As a product of a Catholic grade school and high school, and as a teacher for 34 years at La Reina High School in Thousand Oaks, I know about the importance of Catholic schools. But the best way for me to address their importance is to look at our graduates, because it is their lives and their leadership that convince me that Catholic schools enrich our nation.

From Jan. 27 through Feb. 2, La Reina and every Catholic school in the country will celebrate National Catholic Schools Week, whose 2008 theme is "Catholic Schools light the way."

It's not the academics at Catholic schools like La Reina - which are excellent - that set them apart, but the religion classes, the Christian service program, and Campus Ministry.

A La Reina example: Every year we present a Distinguished Alumna Award.
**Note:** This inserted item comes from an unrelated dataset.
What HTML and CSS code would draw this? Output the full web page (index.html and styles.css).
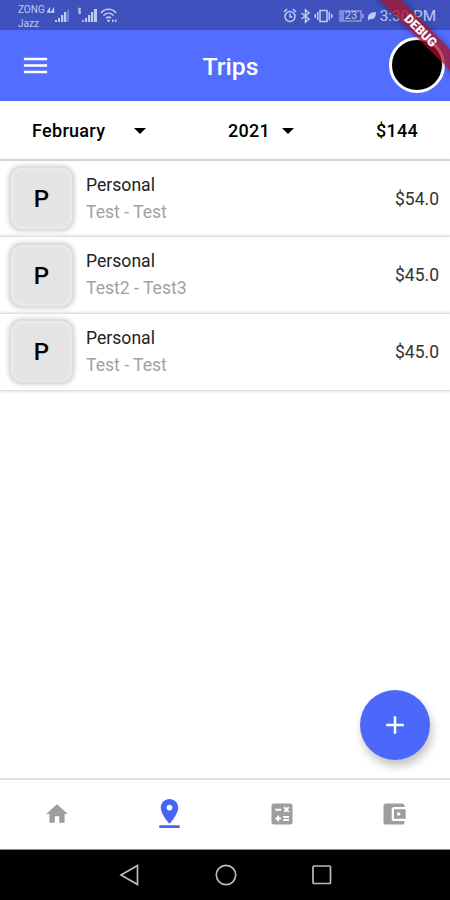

This year's recipient is Rebecca Kendig, Class of 1988. Rebecca is a social worker in New Orleans; she helped found the Youth Empowerment Program, a non-profit organization that works with incarcerated African American youth to help them transition into a productive life when they leave jail.

When Hurricane Katrina hit, Rebecca fled to her parents' home in Thousand Oaks, but returned to New Orleans just weeks later. "I have to find the kids I was working with," she said. "I need to make sure they are okay."

Rebecca is still active with YEP, but now works in a law firm as a mitigation investigator, researching the lives of those on death row, trying to find circumstances - like mental retardation or mental illness - that would enable their death penalty to be commuted to life imprisonment.


Catholic schools know the importance of providing students with a spiritual foundation beyond their religion classes. Campus Ministry programs do that; they are the spiritual heart and soul of Catholic high schools.


When I called her last month to tell her she would be receiving our alumna award, I asked her why she became a social worker and why she decided to work with the disadvantaged and the incarcerated.

"Sister Claire's religion class," she replied without hesitation. "You couldn't be in that class and not develop a social conscience. It was ingrained in us."

Rebecca took that class 20 years ago. Though she came to La Reina because of its academic reputation, she left it changed --- committed "to lighting the way to a brighter future for all humankind."

Last summer, four of our 2007 graduates went to Kenya and worked at an orphanage in Makobe, tutoring students and helping to build a school. How did their La Reina education influence their decision to go? In the words of Rosie Spinks, now a freshman at UC Santa Cruz, "If I hadn't gone to a school that stressed the value of compassion and philanthropy, I don't think I would feel the urgent need that I do now to make a difference."

That "urgent need" to serve, I believe, is a result of Catholic schools' Christian Service program. La Reina's program requires students to volunteer a minimum of 20 hours a year to the community. The hope is that the requirement infuses in students a desire to donate more hours than the required ones and to make a lifelong commitment to help others.

Last year the Class of 2007, 98 students strong, volunteered more than 12,000 hours. The lifelong commitment to service can be seen in graduates like Emily Robbins ('04), a senior at St. Mary's College in Moraga, who is on her fourth trip to New Orleans; like 2001 alumnae Stephanie Howe and Erin Brooks, who just finished two-year stints with Teach for America; like Dr. Francine Bradley ('72), professor at UC Davis, and a volunteer organizer of pilot 4-H Projects in village schools in Antalya, Turkey.

Catholic schools know, too, the importance of providing students with a spiritual foundation beyond their religion classes. Campus Ministry programs do that; they are the spiritual heart and soul of Catholic high schools. Campus Ministry members lead retreats and prayer services, plan liturgies, and respond to community needs. In October, for example, La Reina's Campus Ministry sponsored a drive that collected over $10,000 for victims of the wildfires. In 2005, it sent $25,000 to New Orleans.

So, yes, Catholic schools help light the way. Reading, writing and arithmetic are taught well at many schools. But Catholic schools, like La Reina, teach to the heart and to the soul, too. And that makes all the difference.

Betsy Potts is an English teacher and former department chair at La Reina High School, a Catholic girls' school in Thousand Oaks.